Your first step is to plan the funeral. Half of all Americans have never arranged a funeral and are not sure what to expect. A traditional funeral costs about $6,000 without the “extras” like flowers, obituary notices, acknowledgment cards, etc.. Many funerals run well over $10,000.
Because you (and perhaps your children) will be making costly decisions while you are in shock and grief and under time pressures, take a supportive friend along who can help you keep things in perspective. Try to read the Guide to Funerals from the Federal Trade Commission beforehand, if you have a chance. If you do not have a lot of money, like most people, remember that your husband would have been more concerned about taking care of you financially than in having a fancy funeral.

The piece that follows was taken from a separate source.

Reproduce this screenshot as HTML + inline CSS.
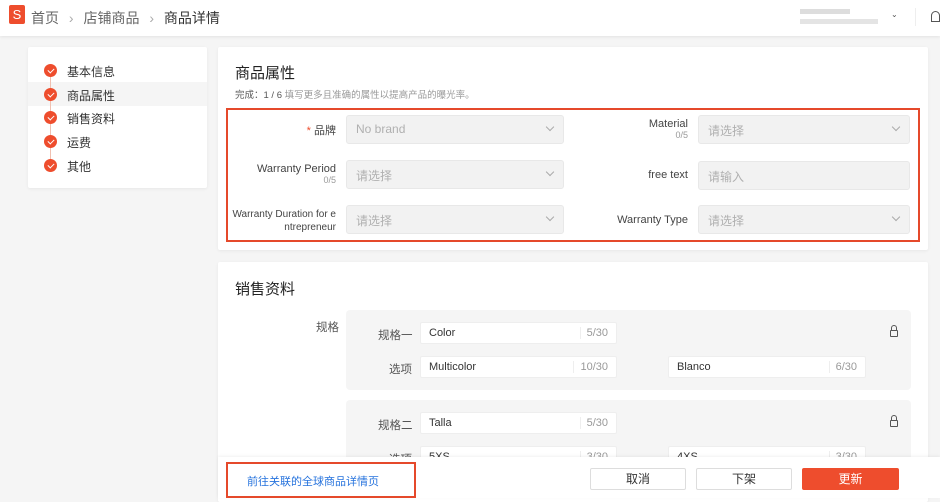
<!DOCTYPE html><html><head><meta charset="utf-8"><style>
*{box-sizing:border-box;margin:0;padding:0}
body{width:940px;height:498px;overflow:hidden;background:#f5f5f5;font-family:"Liberation Sans","Noto Sans CJK SC",sans-serif;font-size:12px;color:#333;position:relative}
.a{position:absolute}
.hdr{left:0;top:0;width:940px;height:36px;background:#fff;box-shadow:0 1px 3px rgba(0,0,0,.08)}
.card{background:#fff;border-radius:2px;box-shadow:0 1px 3px rgba(0,0,0,.06)}
.inp{background:#f2f2f2;border:1px solid #e8e8e8;border-radius:3px;height:29px;color:#b0b0b0;padding:6px 9px;font-size:12px}
.chev{position:absolute;right:10px;top:8px;width:6px;height:6px;border-right:1px solid #aaa;border-bottom:1px solid #aaa;transform:rotate(45deg)}
.lbl{text-align:right;font-size:11px;color:#444}
.sub{font-size:9px;color:#999;display:block}
.w{background:#fff;border:1px solid #eee;border-radius:2px;height:22px;padding:4px 8px;font-size:11px;color:#333}
.cnt{position:absolute;right:8px;top:4px;color:#999;border-left:1px solid #eee;padding-left:6px}
.dot{width:13px;height:13px;border-radius:50%;background:#ee4d2d;left:44px}
.dot:after{content:"";position:absolute;left:3.5px;top:3.5px;width:5px;height:3px;border-left:1.5px solid #fff;border-bottom:1.5px solid #fff;transform:rotate(-45deg)}
.btn{height:22px;border:1px solid #ddd;border-radius:2px;background:#fff;text-align:center;line-height:20px;font-size:12px;color:#333}
</style></head><body>
<div class="a hdr"></div>
<div class="a" style="left:9px;top:5px;width:16px;height:19px;background:#ee4d2d;border-radius:2px;color:#fff;font-size:13px;text-align:center;line-height:20px">S</div>
<div class="a" style="left:31px;top:8px;font-size:14px;color:#666">首页 <span style="color:#aaa;margin:0 6px">›</span> 店铺商品 <span style="color:#aaa;margin:0 6px">›</span> <span style="color:#333">商品详情</span></div>
<div class="a" style="left:800px;top:9px;width:50px;height:5px;background:#ddd"></div>
<div class="a" style="left:800px;top:19px;width:78px;height:5px;background:#e4e4e4"></div>
<div class="a" style="left:891px;top:10px;font-size:8px;color:#555">⌄</div>
<div class="a" style="left:915px;top:8px;width:1px;height:18px;background:#eee"></div>
<div class="a" style="left:931px;top:11px;width:9px;height:11px;border:1.3px solid #555;border-radius:5px 5px 0 0"></div>

<div class="a card" style="left:28px;top:47px;width:179px;height:141px"></div>
<div class="a" style="left:28px;top:82px;width:179px;height:24px;background:#f5f5f5"></div>
<div class="a" style="left:50px;top:70px;width:1px;height:95px;background:#f0c0b0"></div>
<div class="a dot" style="top:64px"></div><div class="a" style="left:67px;top:63px;font-size:12px">基本信息</div>
<div class="a dot" style="top:88px"></div><div class="a" style="left:67px;top:87px;font-size:12px">商品属性</div>
<div class="a dot" style="top:111px"></div><div class="a" style="left:67px;top:110px;font-size:12px">销售资料</div>
<div class="a dot" style="top:135px"></div><div class="a" style="left:67px;top:134px;font-size:12px">运费</div>
<div class="a dot" style="top:159px"></div><div class="a" style="left:67px;top:158px;font-size:12px">其他</div>

<div class="a card" style="left:218px;top:47px;width:710px;height:203px"></div>
<div class="a" style="left:235px;top:62px;font-size:15px;color:#222">商品属性</div>
<div class="a" style="left:235px;top:87px;font-size:9.5px;color:#999"><span style="color:#555">完成：1 / 6</span> 填写更多且准确的属性以提高产品的曝光率。</div>
<div class="a" style="left:226px;top:108px;width:694px;height:134px;border:2px solid #e5492b"></div>

<div class="a lbl" style="left:230px;top:122px;width:106px"><span style="color:#ee4d2d">*</span> 品牌</div>
<div class="a inp" style="left:346px;top:115px;width:218px">No brand<i class="chev"></i></div>
<div class="a lbl" style="left:230px;top:163px;width:106px">Warranty Period<span class="sub">0/5</span></div>
<div class="a inp" style="left:346px;top:160px;width:218px">请选择<i class="chev"></i></div>
<div class="a lbl" style="left:226px;top:208px;width:110px;line-height:13px;white-space:nowrap;font-size:10px">Warranty Duration for e<br>ntrepreneur</div>
<div class="a inp" style="left:346px;top:205px;width:218px">请选择<i class="chev"></i></div>

<div class="a lbl" style="left:580px;top:118px;width:108px">Material<span class="sub">0/5</span></div>
<div class="a inp" style="left:698px;top:115px;width:212px">请选择<i class="chev"></i></div>
<div class="a lbl" style="left:580px;top:169px;width:108px">free text</div>
<div class="a inp" style="left:698px;top:161px;width:212px">请输入</div>
<div class="a lbl" style="left:580px;top:214px;width:108px">Warranty Type</div>
<div class="a inp" style="left:698px;top:205px;width:212px">请选择<i class="chev"></i></div>

<div class="a card" style="left:218px;top:262px;width:710px;height:240px"></div>
<div class="a" style="left:235px;top:278px;font-size:15px;color:#222">销售资料</div>
<div class="a" style="left:316px;top:319px;font-size:11.5px;color:#555">规格</div>
<div class="a" style="left:346px;top:310px;width:565px;height:80px;background:#f5f5f5;border-radius:4px"></div>
<div class="a" style="left:346px;top:400px;width:565px;height:70px;background:#f5f5f5;border-radius:4px"></div>
<div class="a" style="left:378px;top:327px;font-size:11.5px;color:#555">规格一</div>
<div class="a w" style="left:420px;top:322px;width:197px">Color<span class="cnt">5/30</span></div>
<div class="a" style="left:389px;top:361px;font-size:11.5px;color:#555">选项</div>
<div class="a w" style="left:420px;top:356px;width:197px">Multicolor<span class="cnt">10/30</span></div>
<div class="a w" style="left:668px;top:356px;width:198px">Blanco<span class="cnt">6/30</span></div>
<div class="a" style="left:890px;top:330px;width:8px;height:7px;border:1.2px solid #555;border-radius:1px"></div>
<div class="a" style="left:891px;top:325px;width:6px;height:6px;border:1.2px solid #555;border-bottom:none;border-radius:3px 3px 0 0"></div>
<div class="a" style="left:378px;top:417px;font-size:11.5px;color:#555">规格二</div>
<div class="a w" style="left:420px;top:412px;width:197px">Talla<span class="cnt">5/30</span></div>
<div class="a" style="left:389px;top:451px;font-size:11.5px;color:#555">选项</div>
<div class="a w" style="left:420px;top:446px;width:197px">5XS<span class="cnt">3/30</span></div>
<div class="a w" style="left:668px;top:446px;width:198px">4XS<span class="cnt">3/30</span></div>
<div class="a" style="left:890px;top:420px;width:8px;height:7px;border:1.2px solid #555;border-radius:1px"></div>
<div class="a" style="left:891px;top:415px;width:6px;height:6px;border:1.2px solid #555;border-bottom:none;border-radius:3px 3px 0 0"></div>

<div class="a" style="left:218px;top:457px;width:722px;height:41px;background:#fff;box-shadow:0 -1px 3px rgba(0,0,0,.06)"></div>
<div class="a" style="left:226px;top:462px;width:190px;height:36px;border:2px solid #e5492b"></div>
<div class="a" style="left:247px;top:473px;font-size:11px;color:#2673dd">前往关联的全球商品详情页</div>
<div class="a btn" style="left:590px;top:468px;width:96px">取消</div>
<div class="a btn" style="left:696px;top:468px;width:96px">下架</div>
<div class="a btn" style="left:802px;top:468px;width:97px;background:#ee4d2d;border-color:#ee4d2d;color:#fff">更新</div>
</body></html>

Your second step is to see an Attorney. Bring your husband’s Will and other legal documents to an attorney. Most people do not realize that the Will needs to be filed even if there will not be a probate. The attorney will guide you through the legal maze. Be sure that s/he handles the re-titling of your residence and gives you recommendations about your own estate planning, if possible. You may need to change your Will and beneficiary designations. In some cases, this can wait. Call my office at (414) 529-5599 and ask Dawn to send you the “Survivor’s Guide: A tool to help you settle your loved one’s estate” and the “Survivor’s Notebook: An estate planning guide for your family”.
Your third step is to take time to heal and to protect your finances. The main thing to remember is that NOW is not the time to make big financial decisions. Give yourself a ‘recovery period’ to get over the initial fog of grief. During this period, do not make financial decisions. Avoid people who are trying to push you into buying something – this is a big red flag. And do not give or lend money to children or relatives. When you are feeling a little stronger and clearer-headed, find someone who will give you unbiased financial advice – and financial education if you need it.
Finally, understand that grief is a marathon. For some, the worst is over in six months. For others, it takes a year or two. The more you work on your grief, the more quickly you will begin to come back to life. You can work on your grief with girlfriends who have been there, grief support groups, pastoral care people, counselors and life coaches. All of these people understand the tremendous internal upheaval that has taken place in your life and know what it will take to move forward. They also know, as I know, that one day you will get to the other side of this and you will once again feel happy and hopeful.